» Task inputs
******************************

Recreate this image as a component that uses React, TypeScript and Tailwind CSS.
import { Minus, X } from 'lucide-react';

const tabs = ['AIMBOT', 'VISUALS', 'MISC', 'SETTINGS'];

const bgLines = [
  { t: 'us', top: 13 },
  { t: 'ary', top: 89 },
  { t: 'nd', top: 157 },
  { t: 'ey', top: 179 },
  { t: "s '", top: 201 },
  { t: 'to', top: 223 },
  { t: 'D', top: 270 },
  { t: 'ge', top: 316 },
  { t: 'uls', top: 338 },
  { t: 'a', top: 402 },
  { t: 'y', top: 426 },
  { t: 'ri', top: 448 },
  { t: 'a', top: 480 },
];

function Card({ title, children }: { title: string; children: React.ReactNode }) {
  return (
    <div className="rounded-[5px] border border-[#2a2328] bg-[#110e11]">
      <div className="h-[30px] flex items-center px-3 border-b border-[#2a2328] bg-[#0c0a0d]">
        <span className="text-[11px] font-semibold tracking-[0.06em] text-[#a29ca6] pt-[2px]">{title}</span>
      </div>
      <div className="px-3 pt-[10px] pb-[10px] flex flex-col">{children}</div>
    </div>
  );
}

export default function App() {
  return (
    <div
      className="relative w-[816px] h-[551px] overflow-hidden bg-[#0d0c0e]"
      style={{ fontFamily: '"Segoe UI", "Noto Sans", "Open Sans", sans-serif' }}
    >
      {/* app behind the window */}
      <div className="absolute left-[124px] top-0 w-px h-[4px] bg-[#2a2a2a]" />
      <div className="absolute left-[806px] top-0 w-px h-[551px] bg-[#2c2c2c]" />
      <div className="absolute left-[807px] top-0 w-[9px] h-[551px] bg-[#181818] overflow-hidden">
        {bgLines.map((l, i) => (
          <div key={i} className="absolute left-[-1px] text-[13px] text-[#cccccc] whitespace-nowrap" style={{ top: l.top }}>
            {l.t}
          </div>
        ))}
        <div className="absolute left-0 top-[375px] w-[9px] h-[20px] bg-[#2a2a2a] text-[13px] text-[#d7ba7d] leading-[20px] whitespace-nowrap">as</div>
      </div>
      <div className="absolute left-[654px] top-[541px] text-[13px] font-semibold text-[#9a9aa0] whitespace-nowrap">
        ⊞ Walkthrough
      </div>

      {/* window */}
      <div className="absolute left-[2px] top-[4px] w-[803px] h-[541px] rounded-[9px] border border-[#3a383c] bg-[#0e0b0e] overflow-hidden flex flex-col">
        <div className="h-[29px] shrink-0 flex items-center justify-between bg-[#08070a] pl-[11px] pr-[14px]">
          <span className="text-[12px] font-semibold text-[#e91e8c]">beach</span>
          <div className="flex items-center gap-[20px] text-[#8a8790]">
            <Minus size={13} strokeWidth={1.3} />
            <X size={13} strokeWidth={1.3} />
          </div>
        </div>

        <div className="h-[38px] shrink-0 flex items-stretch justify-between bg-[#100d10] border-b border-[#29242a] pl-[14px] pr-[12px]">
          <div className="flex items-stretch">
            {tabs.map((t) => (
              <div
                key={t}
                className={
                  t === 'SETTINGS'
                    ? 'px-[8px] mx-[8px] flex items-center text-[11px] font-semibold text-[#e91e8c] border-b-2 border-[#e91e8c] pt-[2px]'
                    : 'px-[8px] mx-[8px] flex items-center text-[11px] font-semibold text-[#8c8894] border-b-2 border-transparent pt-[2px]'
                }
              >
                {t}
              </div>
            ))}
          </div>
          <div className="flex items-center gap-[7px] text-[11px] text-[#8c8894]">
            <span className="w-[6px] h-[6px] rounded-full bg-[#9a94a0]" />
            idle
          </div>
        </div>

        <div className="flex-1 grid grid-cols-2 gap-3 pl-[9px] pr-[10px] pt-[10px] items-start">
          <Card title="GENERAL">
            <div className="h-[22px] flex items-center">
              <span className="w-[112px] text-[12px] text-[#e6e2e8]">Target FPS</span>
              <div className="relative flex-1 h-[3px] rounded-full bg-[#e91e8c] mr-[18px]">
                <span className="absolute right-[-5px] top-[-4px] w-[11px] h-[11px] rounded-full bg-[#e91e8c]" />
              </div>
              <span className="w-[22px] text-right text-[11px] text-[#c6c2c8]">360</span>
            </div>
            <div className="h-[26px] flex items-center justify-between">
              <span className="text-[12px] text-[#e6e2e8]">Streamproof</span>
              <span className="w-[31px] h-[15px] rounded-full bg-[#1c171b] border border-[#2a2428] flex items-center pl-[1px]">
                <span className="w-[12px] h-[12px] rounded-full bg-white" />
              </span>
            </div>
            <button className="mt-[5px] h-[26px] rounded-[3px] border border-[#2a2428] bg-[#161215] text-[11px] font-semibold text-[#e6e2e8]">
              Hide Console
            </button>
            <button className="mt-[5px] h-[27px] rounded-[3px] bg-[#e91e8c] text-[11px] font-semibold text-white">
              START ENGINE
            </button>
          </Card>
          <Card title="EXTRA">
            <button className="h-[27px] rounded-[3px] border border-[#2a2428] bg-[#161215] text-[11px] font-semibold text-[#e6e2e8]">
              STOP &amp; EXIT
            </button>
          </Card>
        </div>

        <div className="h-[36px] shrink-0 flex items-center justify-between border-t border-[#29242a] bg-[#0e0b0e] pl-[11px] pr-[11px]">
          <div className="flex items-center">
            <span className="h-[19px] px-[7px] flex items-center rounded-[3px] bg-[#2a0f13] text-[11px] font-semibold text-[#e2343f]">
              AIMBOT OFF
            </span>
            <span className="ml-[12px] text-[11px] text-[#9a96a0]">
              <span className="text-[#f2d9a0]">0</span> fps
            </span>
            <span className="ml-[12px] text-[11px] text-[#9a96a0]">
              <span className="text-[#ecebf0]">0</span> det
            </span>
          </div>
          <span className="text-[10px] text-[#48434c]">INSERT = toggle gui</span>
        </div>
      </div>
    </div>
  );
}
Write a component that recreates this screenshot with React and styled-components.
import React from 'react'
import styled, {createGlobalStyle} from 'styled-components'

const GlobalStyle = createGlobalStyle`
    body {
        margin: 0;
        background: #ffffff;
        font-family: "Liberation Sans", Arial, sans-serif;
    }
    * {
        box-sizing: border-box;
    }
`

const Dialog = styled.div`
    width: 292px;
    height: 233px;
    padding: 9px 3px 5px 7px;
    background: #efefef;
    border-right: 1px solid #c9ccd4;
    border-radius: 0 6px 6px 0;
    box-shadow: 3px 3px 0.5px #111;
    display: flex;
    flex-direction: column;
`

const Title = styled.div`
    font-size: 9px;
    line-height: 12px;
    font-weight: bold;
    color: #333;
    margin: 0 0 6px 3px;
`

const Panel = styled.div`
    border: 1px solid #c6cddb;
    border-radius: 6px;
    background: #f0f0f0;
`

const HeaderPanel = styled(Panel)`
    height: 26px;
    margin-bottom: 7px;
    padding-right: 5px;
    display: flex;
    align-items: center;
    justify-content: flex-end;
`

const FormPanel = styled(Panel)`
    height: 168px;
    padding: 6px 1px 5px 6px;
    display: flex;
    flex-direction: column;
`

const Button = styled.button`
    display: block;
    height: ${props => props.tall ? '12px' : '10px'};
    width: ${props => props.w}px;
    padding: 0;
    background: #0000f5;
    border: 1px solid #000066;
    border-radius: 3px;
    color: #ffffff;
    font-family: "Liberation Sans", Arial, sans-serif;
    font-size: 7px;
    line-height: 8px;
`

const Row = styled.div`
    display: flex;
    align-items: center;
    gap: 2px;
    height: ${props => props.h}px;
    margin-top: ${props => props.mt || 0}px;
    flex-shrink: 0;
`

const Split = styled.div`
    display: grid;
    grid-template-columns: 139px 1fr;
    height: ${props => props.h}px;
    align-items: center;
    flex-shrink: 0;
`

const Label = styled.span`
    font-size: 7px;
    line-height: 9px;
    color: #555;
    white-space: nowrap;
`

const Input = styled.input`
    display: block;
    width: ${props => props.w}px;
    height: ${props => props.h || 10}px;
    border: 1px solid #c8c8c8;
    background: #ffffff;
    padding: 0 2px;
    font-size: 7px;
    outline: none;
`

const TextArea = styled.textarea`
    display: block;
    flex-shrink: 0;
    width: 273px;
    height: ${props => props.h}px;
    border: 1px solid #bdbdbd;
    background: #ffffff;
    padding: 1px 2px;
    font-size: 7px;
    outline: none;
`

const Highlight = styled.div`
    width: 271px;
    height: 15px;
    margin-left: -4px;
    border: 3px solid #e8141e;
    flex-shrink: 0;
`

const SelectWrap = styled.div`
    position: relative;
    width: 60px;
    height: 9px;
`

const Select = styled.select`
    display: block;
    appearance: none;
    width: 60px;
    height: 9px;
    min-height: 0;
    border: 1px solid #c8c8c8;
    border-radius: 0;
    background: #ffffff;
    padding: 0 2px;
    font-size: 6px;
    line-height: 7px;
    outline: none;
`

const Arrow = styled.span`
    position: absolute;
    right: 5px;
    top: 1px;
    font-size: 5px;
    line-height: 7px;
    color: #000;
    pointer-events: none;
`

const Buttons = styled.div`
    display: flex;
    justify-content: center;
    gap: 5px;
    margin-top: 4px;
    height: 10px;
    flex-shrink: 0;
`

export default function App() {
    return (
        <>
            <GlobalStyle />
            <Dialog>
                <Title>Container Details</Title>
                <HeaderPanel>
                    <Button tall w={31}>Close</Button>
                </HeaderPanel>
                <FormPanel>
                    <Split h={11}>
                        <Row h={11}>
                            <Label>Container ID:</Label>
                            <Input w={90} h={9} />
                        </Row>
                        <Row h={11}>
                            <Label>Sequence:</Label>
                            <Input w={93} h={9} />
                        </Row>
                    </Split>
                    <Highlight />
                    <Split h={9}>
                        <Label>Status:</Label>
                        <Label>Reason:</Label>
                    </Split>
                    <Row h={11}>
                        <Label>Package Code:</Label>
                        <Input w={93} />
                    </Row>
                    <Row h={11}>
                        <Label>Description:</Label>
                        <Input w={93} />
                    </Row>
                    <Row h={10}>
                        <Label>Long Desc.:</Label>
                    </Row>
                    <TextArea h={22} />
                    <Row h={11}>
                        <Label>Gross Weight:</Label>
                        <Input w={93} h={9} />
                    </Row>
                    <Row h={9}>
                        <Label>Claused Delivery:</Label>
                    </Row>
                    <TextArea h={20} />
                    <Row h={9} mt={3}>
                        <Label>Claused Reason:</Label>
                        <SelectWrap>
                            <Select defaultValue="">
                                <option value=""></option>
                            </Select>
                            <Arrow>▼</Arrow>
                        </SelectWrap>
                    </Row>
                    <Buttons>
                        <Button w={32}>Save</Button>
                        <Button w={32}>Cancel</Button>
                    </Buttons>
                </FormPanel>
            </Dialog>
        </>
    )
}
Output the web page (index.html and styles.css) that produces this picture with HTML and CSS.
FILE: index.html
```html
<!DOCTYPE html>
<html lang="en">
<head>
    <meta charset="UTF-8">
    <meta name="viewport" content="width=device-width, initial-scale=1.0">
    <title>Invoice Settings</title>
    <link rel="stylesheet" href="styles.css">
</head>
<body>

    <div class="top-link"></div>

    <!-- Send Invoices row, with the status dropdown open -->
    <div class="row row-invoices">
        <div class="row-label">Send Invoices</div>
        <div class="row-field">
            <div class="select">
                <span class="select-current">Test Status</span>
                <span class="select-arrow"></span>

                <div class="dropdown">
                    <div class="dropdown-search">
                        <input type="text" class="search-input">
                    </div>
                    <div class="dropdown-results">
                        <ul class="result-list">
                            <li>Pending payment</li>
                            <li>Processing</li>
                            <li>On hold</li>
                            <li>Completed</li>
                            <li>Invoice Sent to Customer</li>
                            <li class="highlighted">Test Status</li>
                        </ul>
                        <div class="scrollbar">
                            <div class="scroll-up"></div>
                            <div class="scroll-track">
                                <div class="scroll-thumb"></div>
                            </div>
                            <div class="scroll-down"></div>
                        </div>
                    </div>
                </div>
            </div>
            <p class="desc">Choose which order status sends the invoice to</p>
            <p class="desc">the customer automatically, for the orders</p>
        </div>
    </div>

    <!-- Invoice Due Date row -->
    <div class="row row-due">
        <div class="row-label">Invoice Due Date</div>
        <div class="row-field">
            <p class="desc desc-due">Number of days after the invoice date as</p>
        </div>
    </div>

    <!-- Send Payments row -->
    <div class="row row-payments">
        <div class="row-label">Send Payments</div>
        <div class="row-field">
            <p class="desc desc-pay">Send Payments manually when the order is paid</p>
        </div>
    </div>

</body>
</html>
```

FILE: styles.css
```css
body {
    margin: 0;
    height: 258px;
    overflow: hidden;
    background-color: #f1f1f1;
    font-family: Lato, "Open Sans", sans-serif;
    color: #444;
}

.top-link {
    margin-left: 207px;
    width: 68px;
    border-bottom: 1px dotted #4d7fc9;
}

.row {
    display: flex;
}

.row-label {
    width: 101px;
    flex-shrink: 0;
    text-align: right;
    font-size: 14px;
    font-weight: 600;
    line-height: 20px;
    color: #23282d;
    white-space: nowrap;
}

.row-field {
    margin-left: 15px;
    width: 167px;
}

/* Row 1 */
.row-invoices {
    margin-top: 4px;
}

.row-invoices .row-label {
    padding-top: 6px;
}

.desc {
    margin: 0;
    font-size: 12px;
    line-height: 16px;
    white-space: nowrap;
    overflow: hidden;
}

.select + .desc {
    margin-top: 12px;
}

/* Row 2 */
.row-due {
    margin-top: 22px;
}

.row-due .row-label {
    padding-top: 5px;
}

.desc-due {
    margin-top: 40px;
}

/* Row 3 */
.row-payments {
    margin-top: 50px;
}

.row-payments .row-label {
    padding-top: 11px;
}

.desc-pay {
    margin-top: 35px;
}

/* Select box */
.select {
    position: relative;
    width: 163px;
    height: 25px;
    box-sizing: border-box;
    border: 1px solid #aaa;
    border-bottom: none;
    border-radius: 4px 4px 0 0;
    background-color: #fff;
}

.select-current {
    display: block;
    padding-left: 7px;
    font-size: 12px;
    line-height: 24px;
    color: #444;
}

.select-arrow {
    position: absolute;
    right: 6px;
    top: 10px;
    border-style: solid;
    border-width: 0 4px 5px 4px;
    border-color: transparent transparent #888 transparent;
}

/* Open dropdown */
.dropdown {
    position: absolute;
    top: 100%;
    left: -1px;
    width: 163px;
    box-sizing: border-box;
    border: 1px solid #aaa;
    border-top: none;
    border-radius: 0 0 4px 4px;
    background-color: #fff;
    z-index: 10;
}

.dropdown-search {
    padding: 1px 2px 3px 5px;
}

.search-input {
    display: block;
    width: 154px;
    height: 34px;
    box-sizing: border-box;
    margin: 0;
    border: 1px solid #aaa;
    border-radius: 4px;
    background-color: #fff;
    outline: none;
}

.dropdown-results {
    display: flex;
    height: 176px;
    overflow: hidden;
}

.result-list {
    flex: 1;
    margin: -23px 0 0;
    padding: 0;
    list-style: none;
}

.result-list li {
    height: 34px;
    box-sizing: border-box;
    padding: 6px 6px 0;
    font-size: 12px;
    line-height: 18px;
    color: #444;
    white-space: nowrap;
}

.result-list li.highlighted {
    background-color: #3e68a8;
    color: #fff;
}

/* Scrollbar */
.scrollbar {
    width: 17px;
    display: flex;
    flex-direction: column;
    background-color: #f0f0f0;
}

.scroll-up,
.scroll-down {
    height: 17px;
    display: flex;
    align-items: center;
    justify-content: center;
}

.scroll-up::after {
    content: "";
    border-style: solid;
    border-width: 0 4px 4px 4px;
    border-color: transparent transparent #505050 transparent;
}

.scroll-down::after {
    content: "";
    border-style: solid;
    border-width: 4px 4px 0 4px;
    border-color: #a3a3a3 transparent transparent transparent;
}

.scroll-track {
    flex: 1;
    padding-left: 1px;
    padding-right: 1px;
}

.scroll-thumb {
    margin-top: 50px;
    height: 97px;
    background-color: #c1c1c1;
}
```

******************************

State how many lines of the records above contain the word "this", giving only that number.

3